Dari kubus berbahan triplek itulah Thio Tiong Gie terus mempertahankan kebudayaan klasik dengan tarif yang relatif istimewa. Thio hanya memasang tarif 500 ribu rupiah per hari. Itupun hanya untuk dibagi bersama dengan para asisten dan rombongan pendukungnya, seperti para pemain musik dan asisten yang mempersiapkan perlengkapan pentas. Mereka yang setia menemaninya Tan Gie Swie, Edi Sutrisno, Sugiyanto, dan
Mulyanto.

Dalam kotak besar itu, di bagian depan ada bolong segi empat sebagai panggung tempat memainkan wayang itu sendiri, ukurannya 120 cm x 1 meter. Di kotak yang disebut tunil itulah para asistennya mempersiapkan berbagai ornamen seperti gorden, meja dan kursi kecil yang difungsikan sebagai ciri pergantian adegan. Juga memasang ornamen wayang seperti pedang atau mengganti baju. ”Kita harus hafal setiap karakter. Wajah yang dicat putih ini golongan wayang berkarakter baik. Sisanya, merah, kuning, hitam atau warna lain adalah karakter yang jahat,” ungkap Edi, salah seorang asisten.

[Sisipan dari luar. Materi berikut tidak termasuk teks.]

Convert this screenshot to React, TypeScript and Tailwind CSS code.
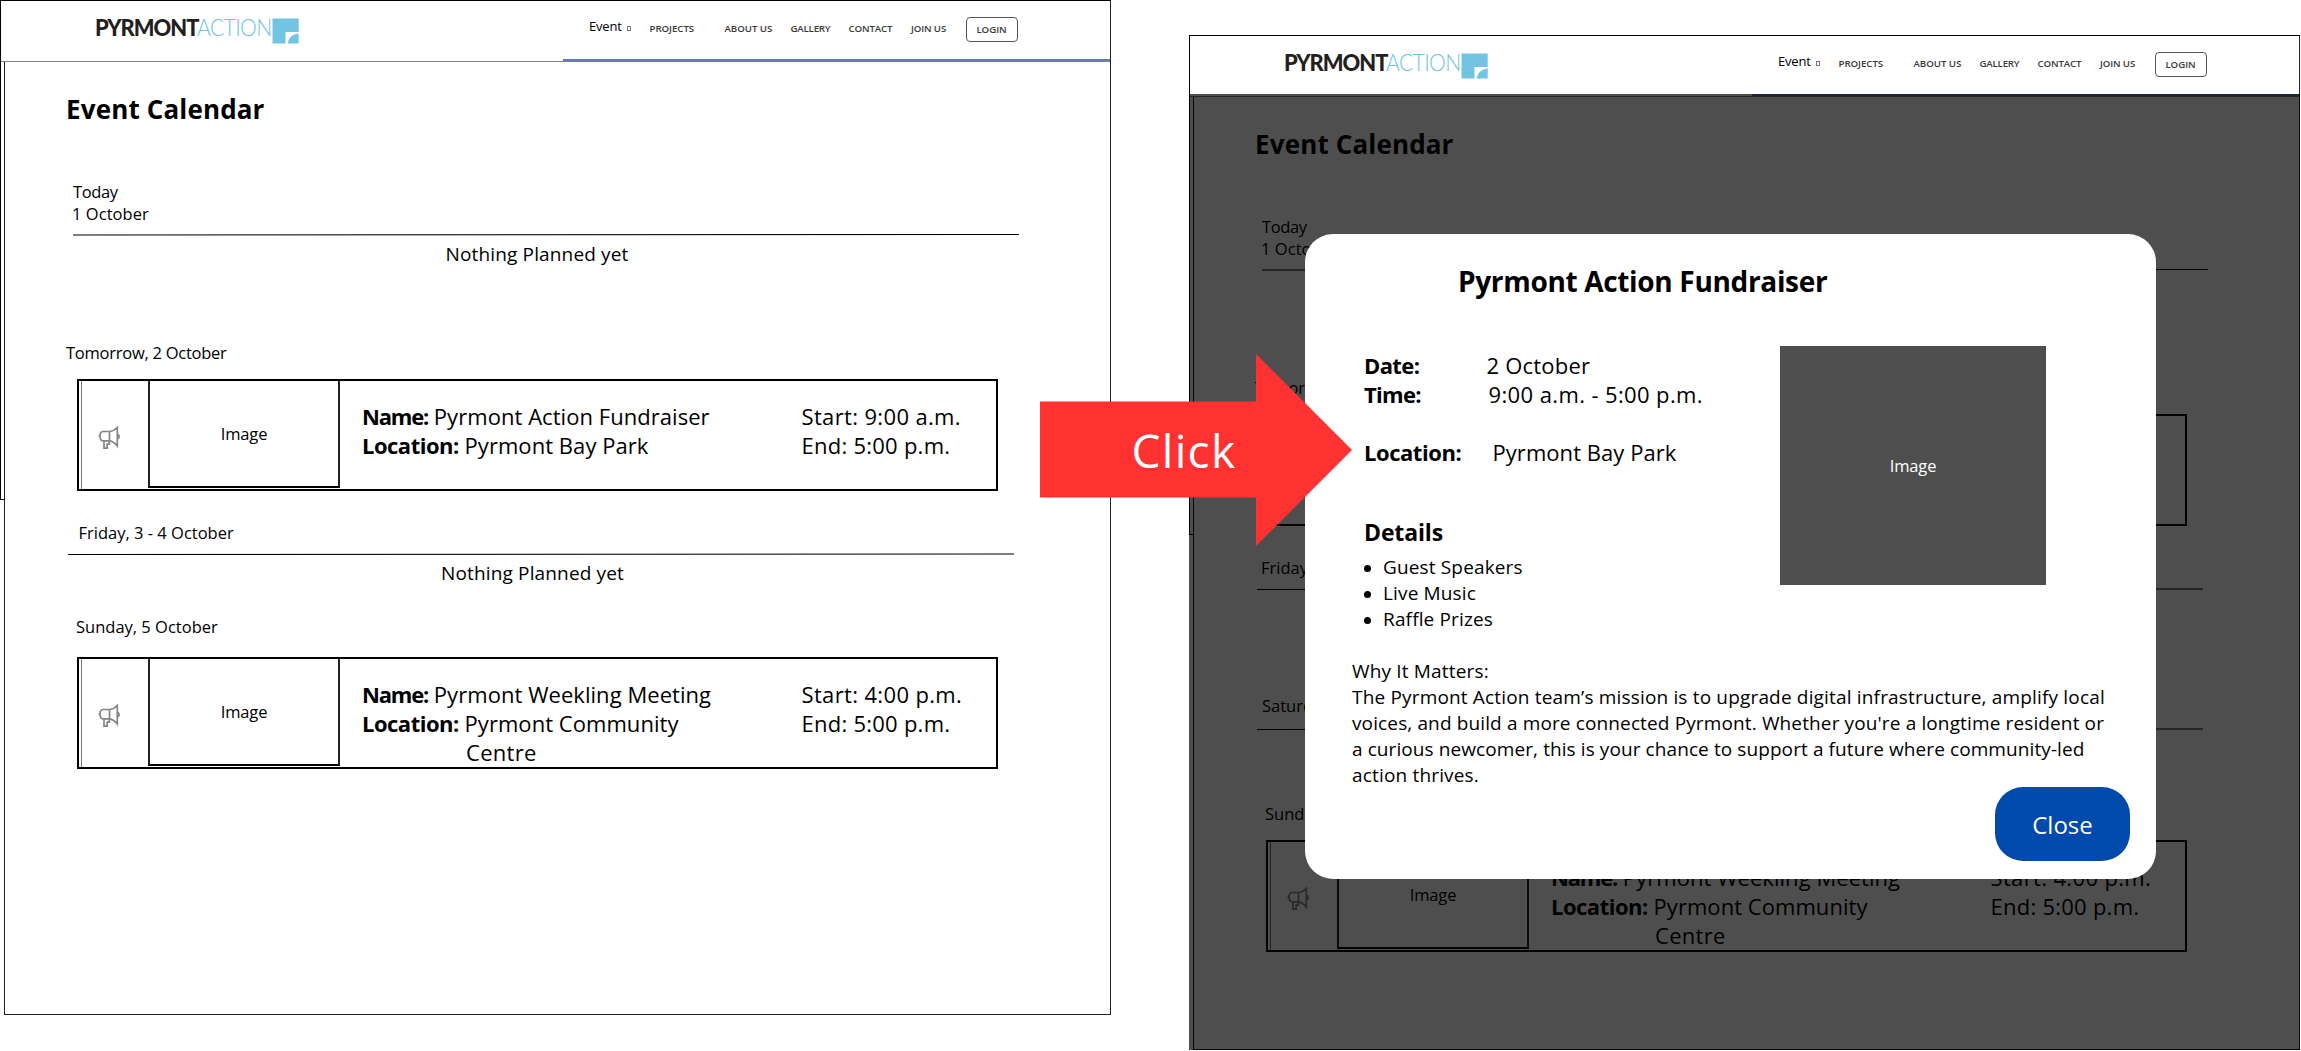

Di dalam kotak, tepat di belakang tunil terdapat peti wayang potehi yang jumlahnya hingga 120 buah. Di kiri kanannya para pemain musik antara lain memainkan siauw ku (kecer besar), al hu (musik gesek mirip rebab), tong ko (sejenis tambur), piak ko (bilah kayu, dulu dari kulit yang dikeringkan), twa loo dan sio lo (gembreng besar dan kecil), twa jwee (trompet logam), hian na (rebab), dan gwee khim (mandolin).

Wayang potehi dalam bahasa Inggris dikenal dengan nama Glove Puppetry. Nama lainnya antara lain adalah: budai mu’ouxi, shoucao kuileixi, shoudai kuileixi, zhǎngzhōngxì, xiaolong, atau zhihuaxi. Dari Thio Tiong Gie dan wayang potehinya, kita kini mendapat keyakinan: semua kebatilan pasti akan kalah dengan kebaikan.